Doing it for them or helping them learn? A how-to for cognitive mapping, hands-on physical learning, and adult assisting for children ages 0-4 years!


My mission with Skip & Scoot is to give my tiny participants the best classes/sessions possible by moving and exercising their bodies and minds. As they move, they are building neural pathways, and truly learning through play. When all the adults in the room support this mission, classes run more smoothly and are more effective and fun for everyone!

But, sometimes it can feel awkward to physically assist a child if you haven’t been taught how to do it. Don’t worry! I’ve got you! Here are some tips for how best to facilitate physical learning for your babies, toddlers, and young children...

  • Break out your athleisure. Come to class wearing comfortable clothes yourself, ‘cus you’ll be moving, too. And, bring water for both of you!  

  • Get right in there! Hands-on and specifically hand-over-hand assistance (literally placing your hands on top of theirs) for children is an excellent technique to teach new physical skills. Though it might feel like you’re “doing things for them” their brain is picking up and mapping the physical movements you’re guiding them through. These maps build neural connections that lead to physical skill mastery, after many practice trials with you and then on their own.

  • Modeling…is another significant way children learn! You might feel silly crawling under a ridiculously low hurdle or flying around the room like an airplane, but it’s so valuable for two big reasons. (1) It’ll likely help your child feel more comfortable trying the skill since they’re already comfortable with you and (2) they watch us closely and then emulate our actions. If you are stretching your arms out wide like an airplane, chances are they will too. If you are getting down low and crawling, they will too. Plus, it’s fun. Win-win.

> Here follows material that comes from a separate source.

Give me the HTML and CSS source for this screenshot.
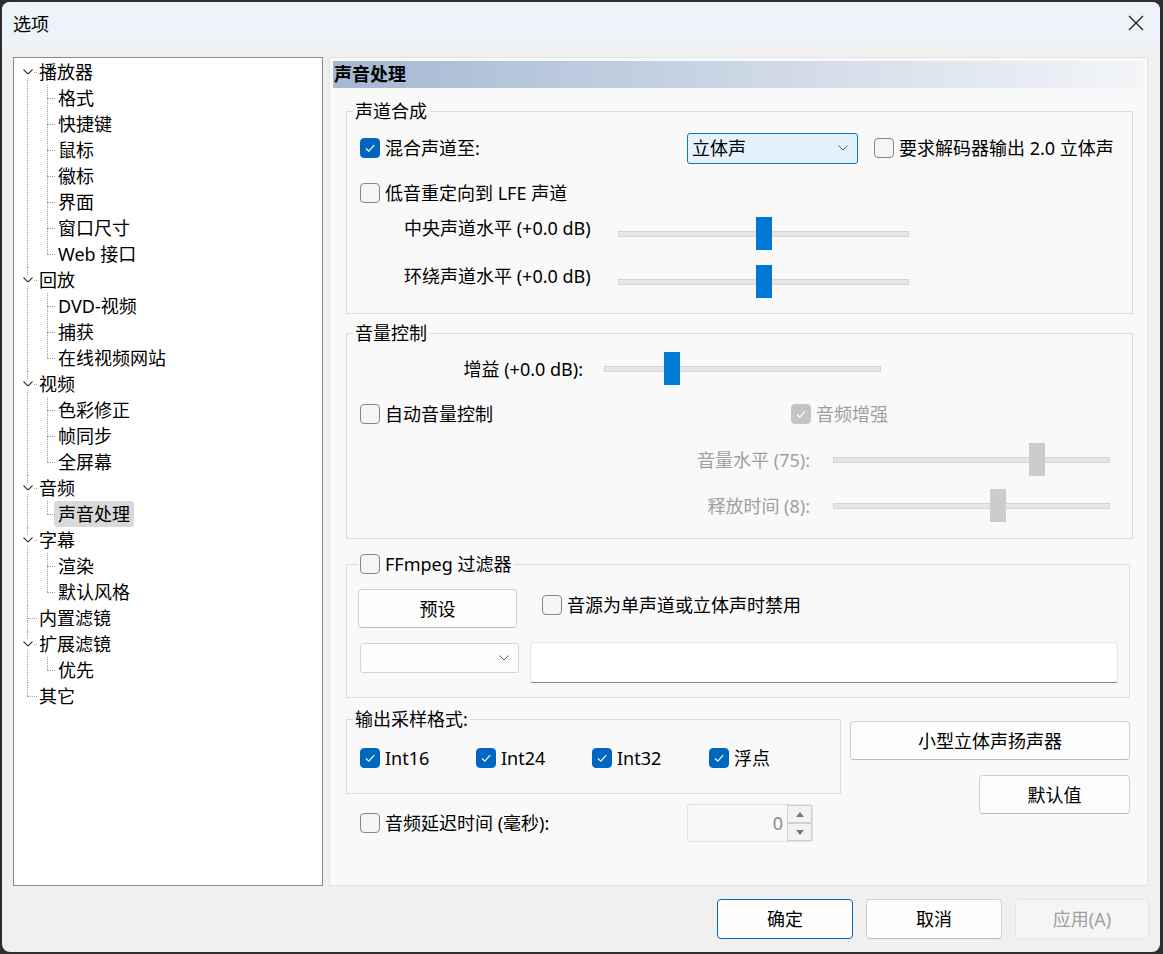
FILE: index.html
```html
<!DOCTYPE html>
<html lang="zh-CN">
<head>
<meta charset="utf-8">
<title>选项</title>
<link rel="stylesheet" href="styles.css">
</head>
<body>
<div class="window">
  <div class="titlebar">
    <span class="title">选项</span>
    <svg class="close" width="16" height="16" viewBox="0 0 16 16"><path d="M1 1L15 15M15 1L1 15" stroke="#1b1b1b" stroke-width="1.3" fill="none"/></svg>
  </div>

  <div class="main">
    <div class="tree-box">
      <ul class="tree">
        <li><div class="row"><span class="twisty"><svg width="10" height="6" viewBox="0 0 10 6"><path d="M0.5 0.5L5 5L9.5 0.5" fill="none" stroke="#3a3a3a" stroke-width="1.1"/></svg></span><span class="label">播放器</span></div>
          <ul>
            <li><div class="row"><span class="label">格式</span></div></li>
            <li><div class="row"><span class="label">快捷键</span></div></li>
            <li><div class="row"><span class="label">鼠标</span></div></li>
            <li><div class="row"><span class="label">徽标</span></div></li>
            <li><div class="row"><span class="label">界面</span></div></li>
            <li><div class="row"><span class="label">窗口尺寸</span></div></li>
            <li><div class="row"><span class="label">Web 接口</span></div></li>
          </ul>
        </li>
        <li><div class="row"><span class="twisty"><svg width="10" height="6" viewBox="0 0 10 6"><path d="M0.5 0.5L5 5L9.5 0.5" fill="none" stroke="#3a3a3a" stroke-width="1.1"/></svg></span><span class="label">回放</span></div>
          <ul>
            <li><div class="row"><span class="label">DVD-视频</span></div></li>
            <li><div class="row"><span class="label">捕获</span></div></li>
            <li><div class="row"><span class="label">在线视频网站</span></div></li>
          </ul>
        </li>
        <li><div class="row"><span class="twisty"><svg width="10" height="6" viewBox="0 0 10 6"><path d="M0.5 0.5L5 5L9.5 0.5" fill="none" stroke="#3a3a3a" stroke-width="1.1"/></svg></span><span class="label">视频</span></div>
          <ul>
            <li><div class="row"><span class="label">色彩修正</span></div></li>
            <li><div class="row"><span class="label">帧同步</span></div></li>
            <li><div class="row"><span class="label">全屏幕</span></div></li>
          </ul>
        </li>
        <li><div class="row"><span class="twisty"><svg width="10" height="6" viewBox="0 0 10 6"><path d="M0.5 0.5L5 5L9.5 0.5" fill="none" stroke="#3a3a3a" stroke-width="1.1"/></svg></span><span class="label">音频</span></div>
          <ul>
            <li><div class="row"><span class="label sel">声音处理</span></div></li>
          </ul>
        </li>
        <li><div class="row"><span class="twisty"><svg width="10" height="6" viewBox="0 0 10 6"><path d="M0.5 0.5L5 5L9.5 0.5" fill="none" stroke="#3a3a3a" stroke-width="1.1"/></svg></span><span class="label">字幕</span></div>
          <ul>
            <li><div class="row"><span class="label">渲染</span></div></li>
            <li><div class="row"><span class="label">默认风格</span></div></li>
          </ul>
        </li>
        <li><div class="row"><span class="label">内置滤镜</span></div></li>
        <li><div class="row"><span class="twisty"><svg width="10" height="6" viewBox="0 0 10 6"><path d="M0.5 0.5L5 5L9.5 0.5" fill="none" stroke="#3a3a3a" stroke-width="1.1"/></svg></span><span class="label">扩展滤镜</span></div>
          <ul>
            <li><div class="row"><span class="label">优先</span></div></li>
          </ul>
        </li>
        <li><div class="row"><span class="label">其它</span></div></li>
      </ul>
    </div>

    <div class="panel">
      <div class="header">声音处理</div>

      <div class="group g1">
        <div class="legend">声道合成</div>
        <div class="r1">
          <div class="ck w327"><span class="cb on"><svg width="18" height="18" viewBox="0 0 18 18"><path d="M5 9.5L7.8 12.2L13.2 6.2" fill="none" stroke="#fff" stroke-width="1.1"/></svg></span>混合声道至:</div>
          <div class="select sel-stereo"><span>立体声</span><svg width="10" height="6" viewBox="0 0 10 6"><path d="M0.5 0.5L5 5L9.5 0.5" fill="none" stroke="#606060" stroke-width="1"/></svg></div>
          <div class="ck ml16"><span class="cb"></span>要求解码器输出 2.0 立体声</div>
        </div>
        <div class="r2">
          <div class="ck"><span class="cb"></span>低音重定向到 LFE 声道</div>
        </div>
        <div class="rs first-s">
          <div class="slabel w214">中央声道水平 (+0.0 dB)</div>
          <div class="slider w291"><div class="track"></div><div class="thumb" style="left:138px"></div></div>
        </div>
        <div class="rs second-s">
          <div class="slabel w214">环绕声道水平 (+0.0 dB)</div>
          <div class="slider w291"><div class="track"></div><div class="thumb" style="left:138px"></div></div>
        </div>
      </div>

      <div class="group g2">
        <div class="legend">音量控制</div>
        <div class="rg gain">
          <div class="slabel right w223">增益 (+0.0 dB):</div>
          <div class="slider w277 ml21"><div class="track"></div><div class="thumb" style="left:60px"></div></div>
        </div>
        <div class="r2 auto">
          <div class="ck w431"><span class="cb"></span>自动音量控制</div>
          <div class="ck dis"><span class="cb on dis"><svg width="18" height="18" viewBox="0 0 18 18"><path d="M5 9.5L7.8 12.2L13.2 6.2" fill="none" stroke="#fff" stroke-width="1.1"/></svg></span>音频增强</div>
        </div>
        <div class="rg level">
          <div class="slabel right w450 dis">音量水平 (75):</div>
          <div class="slider w277 ml23"><div class="track"></div><div class="thumb gray" style="left:196px"></div></div>
        </div>
        <div class="rg release">
          <div class="slabel right w450 dis">释放时间 (8):</div>
          <div class="slider w277 ml23"><div class="track"></div><div class="thumb gray" style="left:157px"></div></div>
        </div>
      </div>

      <div class="group g3">
        <div class="legend lg-ck"><span class="cb"></span>FFmpeg 过滤器</div>
        <div class="ra">
          <div class="btn preset">预设</div>
          <div class="ck mono"><span class="cb"></span>音源为单声道或立体声时禁用</div>
        </div>
        <div class="rb">
          <div class="select combo"><span></span><svg width="10" height="6" viewBox="0 0 10 6"><path d="M0.5 0.5L5 5L9.5 0.5" fill="none" stroke="#606060" stroke-width="1"/></svg></div>
          <div class="textbox"></div>
        </div>
      </div>

      <div class="lower">
        <div class="lower-left">
          <div class="group g4">
            <div class="legend">输出采样格式:</div>
            <div class="fmt">
              <div class="ck"><span class="cb on"><svg width="18" height="18" viewBox="0 0 18 18"><path d="M5 9.5L7.8 12.2L13.2 6.2" fill="none" stroke="#fff" stroke-width="1.1"/></svg></span>Int16</div>
              <div class="ck"><span class="cb on"><svg width="18" height="18" viewBox="0 0 18 18"><path d="M5 9.5L7.8 12.2L13.2 6.2" fill="none" stroke="#fff" stroke-width="1.1"/></svg></span>Int24</div>
              <div class="ck"><span class="cb on"><svg width="18" height="18" viewBox="0 0 18 18"><path d="M5 9.5L7.8 12.2L13.2 6.2" fill="none" stroke="#fff" stroke-width="1.1"/></svg></span>Int32</div>
              <div class="ck"><span class="cb on"><svg width="18" height="18" viewBox="0 0 18 18"><path d="M5 9.5L7.8 12.2L13.2 6.2" fill="none" stroke="#fff" stroke-width="1.1"/></svg></span>浮点</div>
            </div>
          </div>
          <div class="delay">
            <div class="ck w327"><span class="cb"></span>音频延迟时间 (毫秒):</div>
            <div class="spin">
              <div class="spin-val">0</div>
              <div class="spin-btns">
                <div class="spin-btn"><svg width="8" height="5" viewBox="0 0 8 5"><path d="M0 5L4 0L8 5Z" fill="#7a7a7a"/></svg></div>
                <div class="spin-btn"><svg width="8" height="5" viewBox="0 0 8 5"><path d="M0 0L4 5L8 0Z" fill="#7a7a7a"/></svg></div>
              </div>
            </div>
          </div>
        </div>
        <div class="lower-right">
          <div class="btn speakers">小型立体声扬声器</div>
          <div class="btn defaults">默认值</div>
        </div>
      </div>
    </div>
  </div>

  <div class="footer">
    <div class="btn fbtn primary">确定</div>
    <div class="btn fbtn">取消</div>
    <div class="btn fbtn apply disabled">应用(A)</div>
  </div>
</div>
</body>
</html>
```

FILE: styles.css
```css
* { box-sizing: border-box; }
html, body { margin: 0; padding: 0; }
body {
  width: 1163px;
  height: 954px;
  overflow: hidden;
  background: #2e2e2e;
  font-family: "Noto Sans", "Noto Sans CJK SC", sans-serif;
  font-size: 18px;
  color: #000;
}
.window {
  margin: 2px 3px 2px 2px;
  width: 1158px;
  height: 950px;
  background: #f0f0f0;
  border-radius: 8px;
  overflow: hidden;
  display: flex;
  flex-direction: column;
}
.titlebar {
  height: 43px;
  flex: none;
  background: #eef2f9;
  display: flex;
  align-items: center;
  justify-content: space-between;
  padding: 0 16px 0 11px;
}
.title { line-height: 22px; }
.close { margin-top: -2px; }

.main {
  display: flex;
  gap: 6px;
  padding: 12px 12px 0 11px;
  height: 841px;
  flex: none;
}
.tree-box {
  width: 310px;
  height: 829px;
  background: #fff;
  border: 1px solid #878b93;
  overflow: hidden;
}

/* tree */
.tree { list-style: none; margin: 0; padding: 1px 0 0 25px; }
.tree ul { list-style: none; margin: 0; padding: 0 0 0 19px; position: relative; }
.tree li { position: relative; }
.row { height: 26px; line-height: 26px; position: relative; white-space: nowrap; }
.label { display: inline-block; height: 26px; }
.label.sel { background: #d9d9d9; border-radius: 3px; padding: 0 4px; margin-left: -4px; }

.tree > li::before {
  content: ""; position: absolute; left: -12px; top: 0; bottom: 0;
  border-left: 1px dotted #a0a0a0;
}
.tree > li:first-child::before { top: 13px; }
.tree > li:last-child::before { bottom: auto; height: 13px; }
.tree > li > .row::before {
  content: ""; position: absolute; left: -12px; top: 13px; width: 10px;
  border-top: 1px dotted #a0a0a0;
}
.tree ul::before {
  content: ""; position: absolute; left: 8px; top: 0; bottom: 13px;
  border-left: 1px dotted #a0a0a0;
}
.tree ul .row::before {
  content: ""; position: absolute; left: -11px; top: 13px; width: 8px;
  border-top: 1px dotted #a0a0a0;
}
.twisty {
  position: absolute; left: -17px; top: 8px; width: 11px; height: 10px;
  background: #fff; display: flex; align-items: center; justify-content: center;
  z-index: 1;
}

/* right panel */
.panel {
  width: 819px;
  height: 829px;
  background: #f9f9f9;
  border: 1px solid #e3e3e3;
  padding: 3px 14px 0 16px;
}
.header {
  height: 27px;
  margin: 0 -11px 0 -13px;
  padding-left: 1px;
  background: linear-gradient(to right, #a4b8d2, #f3f5f8);
  font-weight: bold;
  line-height: 27px;
}
.group { border: 1px solid #dcdcdc; }
.legend {
  display: flex; align-items: center; gap: 5px;
  width: fit-content; height: 22px; line-height: 22px;
  margin: -12px 0 0 6px; padding: 0 2px;
  background: #f9f9f9; white-space: nowrap;
}
.legend.lg-ck { margin-left: 11px; }

.ck { display: flex; align-items: center; gap: 5px; line-height: 22px; white-space: nowrap; flex: none; }
.ck.dis { color: #9e9e9e; }
.cb {
  width: 20px; height: 20px; flex: none;
  border: 1px solid #878787; border-radius: 4px; background: #f5f5f5;
  display: flex; align-items: center; justify-content: center;
}
.cb.on { background: #0067c0; border-color: #0067c0; }
.cb.on.dis { background: #c4c4c4; border-color: #c4c4c4; }

.w327 { width: 327px; }
.w431 { width: 431px; }
.w214 { width: 214px; }
.w223 { width: 223px; }
.w450 { width: 450px; }
.w291 { width: 291px; }
.w277 { width: 277px; }
.ml16 { margin-left: 16px; }
.ml21 { margin-left: 21px; }
.ml23 { margin-left: 23px; }

.select {
  display: flex; align-items: center; justify-content: space-between;
  padding: 0 9px 0 4px; border-radius: 3px; flex: none;
}
.sel-stereo {
  width: 171px; height: 31px;
  background: #e5f1fb; border: 1px solid #0078d4;
  line-height: 22px;
}
.combo {
  width: 159px; height: 30px; margin-top: 1px;
  background: #fdfdfd; border: 1px solid #d5d5d5;
}

.slabel { line-height: 22px; white-space: nowrap; flex: none; }
.slabel.right { text-align: right; }
.slabel.dis { color: #a0a0a0; }
.slider { position: relative; height: 33px; display: flex; align-items: center; flex: none; }
.track { flex: 1; height: 6px; background: #e6e6e6; border: 1px solid #d4d4d4; }
.thumb { position: absolute; top: 0; width: 16px; height: 33px; background: #0078d4; }
.thumb.gray { background: #cccccc; }

/* group 1 */
.g1 { margin-top: 23px; padding-bottom: 15px; }
.r1 { display: flex; align-items: center; height: 32px; margin: 10px 0 0 13px; }
.r2 { display: flex; align-items: center; height: 26px; margin: 16px 0 0 13px; }
.rs { display: flex; align-items: flex-start; margin-left: 57px; }
.first-s { margin-top: 11px; }
.second-s { margin-top: 15px; }

/* group 2 */
.g2 { margin-top: 19px; padding-bottom: 16px; }
.rg { display: flex; align-items: center; height: 33px; margin-left: 13px; }
.gain { margin-top: 8px; }
.level { margin-top: 16px; }
.release { margin-top: 13px; }

/* group 3 */
.g3 { margin: 25px 3px 0 0; padding-bottom: 14px; }
.ra { display: flex; align-items: flex-start; margin: 14px 0 0 11px; }
.preset { width: 159px; height: 39px; }
.mono { margin: 5px 0 0 25px; }
.rb { display: flex; align-items: flex-start; margin: 14px 0 0 13px; }
.textbox {
  width: 588px; height: 41px; margin-left: 11px;
  background: #fff; border: 1px solid #e5e5e5; border-bottom-color: #8a8a8a;
  border-radius: 3px;
}

/* buttons */
.btn {
  display: flex; align-items: center; justify-content: center;
  background: #fdfdfd; border: 1px solid #d0d0d0; border-bottom-color: #bcbcbc;
  border-radius: 4px; white-space: nowrap; line-height: 22px;
}

/* lower section */
.lower { display: flex; gap: 9px; margin-top: 21px; }
.lower-left { width: 495px; flex: none; }
.g4 { padding-bottom: 26px; }
.fmt {
  display: grid; grid-template-columns: 116px 116px 117px auto;
  height: 20px; margin: 17px 0 0 13px; align-items: center;
}
.delay { display: flex; align-items: center; height: 38px; margin: 10px 0 0 14px; }
.spin {
  display: flex; width: 126px; height: 38px;
  border: 1px solid #e3e3e3; background: #f9f9f9; border-radius: 3px;
}
.spin-val { flex: 1; text-align: right; padding-right: 4px; color: #8a8a8a; line-height: 36px; }
.spin-btns { width: 25px; display: flex; flex-direction: column; }
.spin-btn {
  flex: 1; border: 1px solid #d0d0d0; background: #f3f3f3;
  display: flex; align-items: center; justify-content: center;
}
.lower-right { width: 280px; display: flex; flex-direction: column; align-items: flex-end; }
.speakers { width: 280px; height: 39px; margin-top: 2px; }
.defaults { width: 151px; height: 39px; margin-top: 15px; }

/* footer */
.footer { display: flex; justify-content: flex-end; gap: 13px; padding: 13px 11px 0 0; }
.fbtn { width: 136px; height: 40px; }
.fbtn.primary { border-color: #0067c0; }
.fbtn.apply { width: 134px; }
.fbtn.disabled { background: #f5f5f5; border-color: #e5e5e5; color: #a0a0a0; }
```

  • Reinforce. The leader of the class will give age-appropriate directions, but most of the time kids need to hear these instructions more than once. This is where you can really help by repeating the directions and/or breaking dual-task directions into single-task ones (e.g. if the direction given is to “pick up a ball and put it in the bucket”, you can break it up by saying “pick up the ball” first and then, “put the ball in the bucket” after). And if they complete both tasks, successful learning is happening! To increase difficulty over time, you can add dual-task and triple-task directions (completing two and three tasks in a row) into your child’s daily routine to see if they’re ready. Soon, you’ll be saying, “Brush your teeth, go to the bathroom, put on your clothes, and meet me at the door!” and they may just do it!

  • Leave your hesitation at the door! I think sometimes as a parent we can feel like we want our children to be in the driver’s seat of their own learning and we don’t want to “do too much”. I understand the sentiment, but I’ve witnessed how much little people benefit from adult assistance and leadership. They observe and take in a lot everyday, so their brains are constantly growing and processing input and stimuli. Clear directions and boundaries in lessons can help a child feel and be safe while learning, allow them to evaluate their own skills based on your cues, and introduce them to new movements and physical possibilities. Also, giving too much leeway and freedom may lead to confusion. I’ve watched many times where a direction is given and a child sees something they’d rather do, so they go and do that other thing. Sometimes a child will gravitate towards a task that they have previously mastered because they can do it already and it’s easy! It’s our job to encourage kids to try new things beyond any discomfort that may arise. If they come out on the other side having mastered a new skill, their faces light up, they feel confident and proud, and their skill base grows.

  • Focus on your child, and focus on the activity. Ok, listen, I get it. I’m a parent too and we all need time to zone out. I’m right there with you! Seriously. But, at a mommy-and-me class? Probably not the best time. There have been parents and caregivers on phones throughout my class and it just doesn’t work well. Maybe I’ve pissed you off and you’re feeling like, Listen! Don’t judge me. I have to get work done and I’m a busy mom! And, you’re right! This post is not meant to judge anyone or make anyone feel like they’re doing anything “wrong”. If you need to do stuff, and we all do, then totally do it. But, it takes away from everyone’s experience if you do it in a child-oriented class because it’s a distraction for you and for them.

  • Bring the lessons and teachings home. In our classes, we work on various physical skills and do movement songs. I always encourage parents to practice anything we do in class at home because the more “trials”, or times a child practices a physical task, the closer they will get to mastery of that skill. If your child is practicing a skill incorrectly, help them with gentle corrections and guidance. They will no doubt love your attention!